Add in clips of alcohol being imbibed from parts of the body where it was never meant to be located, and it seems, even by the traditionally outlandish standards of the NFL tailgate, a pre-game party zone not for the fainthearted or weak of stomach, Bills’ fans appear in a league of their own.

In the 18 years since they last made it to the play-offs, a group of supporters known as “The Bills Mafia” gained in notoriety, their hedonism often generating more national attention than their hapless players.

As the team struggled to get out from under the hegemony of the New England Patriots’ in the AFC East this century, Buffalo’s Ralph Wilson Stadium (The Ralph) became synonymous with a rather sybarite approach to match-day festivities.

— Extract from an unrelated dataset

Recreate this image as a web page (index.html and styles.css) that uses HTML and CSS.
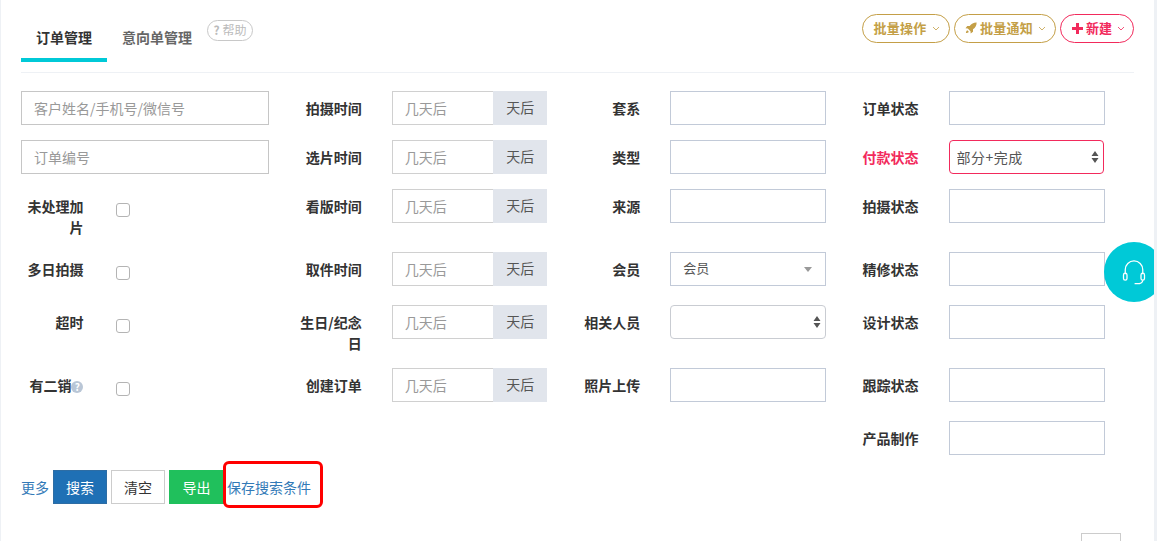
FILE: index.html
```html
<!DOCTYPE html>
<html lang="en">
<head>
    <meta charset="UTF-8">
    <meta name="viewport" content="width=device-width, initial-scale=1.0">
    <title>订单管理</title>
    <link rel="stylesheet" href="styles.css">
</head>
<body>
    <div class="panel">
        <div class="panel-head">
            <div class="tabs">
                <a class="tab active">订单管理</a>
                <a class="tab">意向单管理</a>
                <a class="help-pill"><b>?</b> 帮助</a>
            </div>
            <div class="actions">
                <a class="pill gold">批量操作 <svg class="caret" viewBox="0 0 8 5"><path d="M1 1l3 3 3-3"/></svg></a>
                <a class="pill gold"><svg class="rocket" viewBox="0 0 12 12"><path d="M11.6.4C8.8.3 6.4 1.500 4.700 4H2.300L.5 6.300l2.300.2 2.700 2.700.2 2.300 2.300-1.800V7.300C10.500 5.600 11.700 3.200 11.600.4z"/><path d="M2.300 8.200C1.300 8.700 1 10 .9 11.100 2 11 3.300 10.700 3.800 9.700z"/></svg> 批量通知 <svg class="caret" viewBox="0 0 8 5"><path d="M1 1l3 3 3-3"/></svg></a>
                <a class="pill red"><svg class="plus" viewBox="0 0 11 11"><path d="M4 0h3v4h4v3H7v4H4V7H0V4h4z"/></svg> 新建 <svg class="caret" viewBox="0 0 8 5"><path d="M1 1l3 3 3-3"/></svg></a>
            </div>
        </div>

        <div class="filter-grid">
            <div class="field wide"><input class="gray-input" placeholder="客户姓名/手机号/微信号"></div>
            <div class="field"><label>拍摄时间</label><div class="input-group"><input placeholder="几天后"><span class="addon">天后</span></div></div>
            <div class="field"><label>套系</label><input></div>
            <div class="field"><label>订单状态</label><input></div>

            <div class="field wide"><input class="gray-input" placeholder="订单编号"></div>
            <div class="field"><label>选片时间</label><div class="input-group"><input placeholder="几天后"><span class="addon">天后</span></div></div>
            <div class="field"><label>类型</label><input></div>
            <div class="field"><label class="label-red">付款状态</label><select class="red-select"><option>部分+完成</option></select></div>

            <div class="field"><label class="label-left">未处理加片</label><input type="checkbox"></div>
            <div class="field"><label>看版时间</label><div class="input-group"><input placeholder="几天后"><span class="addon">天后</span></div></div>
            <div class="field"><label>来源</label><input></div>
            <div class="field"><label>拍摄状态</label><input></div>

            <div class="field"><label>多日拍摄</label><input type="checkbox"></div>
            <div class="field"><label>取件时间</label><div class="input-group"><input placeholder="几天后"><span class="addon">天后</span></div></div>
            <div class="field"><label>会员</label><div class="fake-select"><span>会员</span><i class="fake-arrow"></i></div></div>
            <div class="field"><label>精修状态</label><input></div>

            <div class="field"><label>超时</label><input type="checkbox"></div>
            <div class="field"><label>生日/纪念日</label><div class="input-group"><input placeholder="几天后"><span class="addon">天后</span></div></div>
            <div class="field"><label>相关人员</label><select class="gray-select"><option></option></select></div>
            <div class="field"><label>设计状态</label><input></div>

            <div class="field"><label>有二销<span class="hint">?</span></label><input type="checkbox"></div>
            <div class="field"><label>创建订单</label><div class="input-group"><input placeholder="几天后"><span class="addon">天后</span></div></div>
            <div class="field"><label>照片上传</label><input></div>
            <div class="field"><label>跟踪状态</label><input></div>

            <div class="field last-col"><label>产品制作</label><input></div>
        </div>

        <div class="toolbar">
            <a class="link">更多</a>
            <button class="btn blue">搜索</button>
            <button class="btn plain">清空</button>
            <button class="btn green">导出</button>
            <a class="link save-link">保存搜索条件</a>
            <span class="red-mark"></span>
        </div>

        <div class="pager"><span class="page-box"></span></div>

        <a class="chat-bubble">
            <svg viewBox="0 0 24 24"><path d="M4.500 14V10a7.500 7.500 0 0 1 15 0v4"/><rect x="3" y="13" width="3" height="6" rx="1.500"/><rect x="18" y="13" width="3" height="6" rx="1.500"/><path d="M19.500 19c0 1.800-2 3-5 3h-2"/></svg>
        </a>
    </div>
</body>
</html>
```

FILE: styles.css
```css
html, body { height: 100%; overflow: hidden; }
body { margin: 0; background: #eef1f5; font-family: "Noto Sans CJK SC", "Open Sans", sans-serif; font-size: 14px; color: #333; }
a { text-decoration: none; }

.panel { margin: 0 3px 0 1px; height: 541px; background: #fff; padding: 0 20px; box-sizing: border-box; position: relative; overflow: hidden; }

.panel-head { display: flex; justify-content: space-between; height: 72px; border-bottom: 1px solid #eef1f5; }
.tabs { display: flex; align-items: flex-start; padding-top: 18px; }
.tab { height: 40px; line-height: 38px; padding: 0 15px; font-weight: 700; color: #666; }
.tab.active { color: #333; border-bottom: 4px solid #00c9d7; }
.help-pill { margin-top: 2px; width: 46px; height: 21px; line-height: 18px; box-sizing: border-box; border: 1px solid #c8c8c8; border-radius: 11px; font-size: 12px; color: #bbb; text-align: center; }

.actions { display: flex; gap: 4px; padding-top: 14px; }
.pill { height: 29px; line-height: 26px; box-sizing: border-box; border: 1px solid; border-radius: 15px; padding: 0 8px 0 11px; font-size: 13px; font-weight: 700; background: #fff; white-space: nowrap; }
.pill.gold { color: #c49f47; border-color: #c49f47; padding: 0 9px 0 10px; letter-spacing: .25px; }
.pill.red { color: #f22a5c; border-color: #f22a5c; }
.caret { width: 8px; height: 5px; margin-left: 2px; vertical-align: 2px; fill: none; stroke: currentColor; stroke-width: 1; opacity: .8; }
.rocket { width: 12px; height: 12px; fill: currentColor; vertical-align: -1px; }
.plus { width: 11px; height: 11px; fill: currentColor; vertical-align: -1px; }

.filter-grid { display: grid; grid-template-columns: repeat(4, 248.4px); column-gap: 30px; row-gap: 15px; margin-top: 18px; }
.field { display: grid; grid-template-columns: 62.4px 1fr; column-gap: 30px; align-items: start; min-height: 34px; }
.field.wide { display: block; }
.field.last-col { grid-column: 4; }
.field label { padding-top: 7px; margin-bottom: -1px; line-height: 21px; font-weight: 700; text-align: right; }
.field .label-left { padding-left: 6px; }
.field .label-red { color: #f22a5c; }

input, select { box-sizing: border-box; width: 100%; height: 34px; border: 1px solid #c2cad8; background: #fff; padding: 6px 12px; font: inherit; color: #555; outline: 0; border-radius: 0; }
input::placeholder { color: #999; opacity: 1; }
input.gray-input { border-color: #c6c6c6; }
input[type="checkbox"] { appearance: none; width: 14px; height: 14px; margin: 14px 0 10px 3px; padding: 0; justify-self: start; border: 1px solid #b4b4b4; border-radius: 3px; }

.input-group { display: flex; height: 34px; margin-right: .5px; }
.input-group input { flex: 1; min-width: 0; border-color: #d0d0d0; border-right: 0; }
.addon { width: 54px; background: #e1e5ec; color: #555; text-align: center; line-height: 32px; flex: none; }

select { appearance: none; border-radius: 4px; padding: 6px 7px; background: #fff url("data:image/svg+xml,%3Csvg xmlns='http://www.w3.org/2000/svg' width='8' height='12'%3E%3Cpath fill='%23555' d='M4 0l3.500 5H.5zM4 12L.5 7h7z'/%3E%3C/svg%3E") no-repeat right 4px center; }
.red-select { border-color: #f22a5c; width: calc(100% - 1px); letter-spacing: .5px; }
.gray-select { border-color: #c9ccd2; }

.fake-select { height: 34px; box-sizing: border-box; border: 1px solid #c2cad8; padding: 0 12px; display: flex; align-items: center; justify-content: space-between; font-size: 13px; color: #555; line-height: 28px; }
.fake-select span { margin-top: -3px; }
.fake-arrow { width: 0; height: 0; border: 4px solid transparent; border-top: 5px solid #999; border-bottom: 0; margin-right: 1px; }

.hint { display: inline-block; width: 12px; height: 12px; border-radius: 50%; background: #b9c6d6; color: #fff; font-size: 10px; line-height: 12px; text-align: center; vertical-align: 0; }

.toolbar { display: flex; align-items: center; margin-top: 15px; height: 34px; position: relative; }
.link { color: #337ab7; }
.btn { height: 34px; width: 54px; box-sizing: border-box; border: 1px solid; padding: 0; font: inherit; margin-left: 4px; }
.btn.blue { background: #1f70b5; border-color: #2e6da4; color: #fff; }
.btn.plain { background: #fff; border-color: #ccc; color: #333; }
.btn.green { background: #20c05c; border-color: #20c05c; color: #fff; width: 55px; }
.save-link { margin-left: 3px; }
.red-mark { position: absolute; left: 202px; top: -9px; width: 100px; height: 47px; box-sizing: border-box; border: 3px solid #f00; border-radius: 6px; }

.pager { display: flex; justify-content: flex-end; margin-top: 29px; padding-right: 13px; }
.page-box { width: 40px; height: 34px; box-sizing: border-box; border: 1px solid #ccc; }

.chat-bubble { position: absolute; left: 1103px; top: 242px; width: 60px; height: 60px; border-radius: 50%; background: #00c9d7; display: flex; align-items: center; justify-content: center; }
.chat-bubble svg { width: 28px; height: 28px; fill: none; stroke: #fff; stroke-width: 1.100; }
```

Theories abound as to why they are such a madcap bunch. Located 400 miles from Manhattan, Buffalo is a blue-collar, rust-belt city that, like so many others across America, suffered severe setbacks in the post-industrial decades of the late 20th century. The kind of circumstances that led people to invest more hope than normal in their local team, perhaps, and to regard every fixture as a potential escape from reality.

Other explanations for their behaviour centre on the inclement weather. No NFL team plays in worse conditions more often than the Bills. No fan base (not even Green Bay) endures this kind of Arctic climate, with games in the second half of every season usually taking place in temperatures well below freezing, often accompanied by spectacular lake effect snow whirling in from nearby Lake Erie. Last month’s victory over the Indianapolis Colts took place in a full-scale blizzard that the obdurate supporters, of course, relished.

Iconic player

If socio-economic and climatic conditions offer clues as to why “The Bills Mafia” seek increasingly more troubling ways to amuse themselves, there’s also the club’s tortured history.

In their last play-off appearance in January, 2000, they were on the wrong end of a controversial Tennessee Titans’ touchdown that went down in history as “The Music City Miracle”. Before that, they lost four consecutive Super Bowls in the 1990s, the first of those an especially painful loss involving a potential winning field goal kick venturing a few inches “wide right”.

Farther back, the Bills’ most iconic player and face of the franchise in the 1970s was a running back named OJ Simpson. He broke all sorts of individual records and would be way more celebrated except, well, you know.

“I have been proverbially punched in the mouth as a fan more times than I should care to recall,” wrote Louis Sedia in a Sports Illustrated piece explaining his relationship with the Bills.

“But I love recalling it. In life, I’ve lost. A lot. Just like anyone else in my city. But I love recalling those moments, too. Because the Bills have taught me that, just like this team, just like this city, I can get absolutely walloped, stand up, dust off and press on.”

When the Bills were last up for sale in 2014, they came perilously close to being purchased by Donald Trump, then just a dodgy New York real estate developer with a tendency to exaggerate his wealth.

Missing out on Trump and avoiding the doomsday scenario of another consortium that wanted to move the club over the border to Toronto, they were bought instead by Terry and Kim Pegula. Owners of the city’s NHL team, the Sabres, the Pegulas are a couple with a vested interest in revitalising western New York state that goes way beyond sport.

That current incumbent Sean McDermott was the second head coach they appointed since taking over, and the seventh to take charge since 2001, speaks to the chaos that preceded the current campaign.

This is why it scarcely matters that most pundits reckon they will lose to the Jacksonville Jaguars in the AFC wildcard game on Sunday afternoon. The result really isn’t as important as the fact they will be there, in Florida, in the sun, playing knockout football instead of at home suffering the frozen tundra of another unforgiving Buffalo winter.

In the first 24 hours after he had ended the longest play-off drought in the NFL, Bills’ fans went online and donated $37,000 to Andy Dalton’s charitable foundation. A fair sum of money. A lot of broken tables.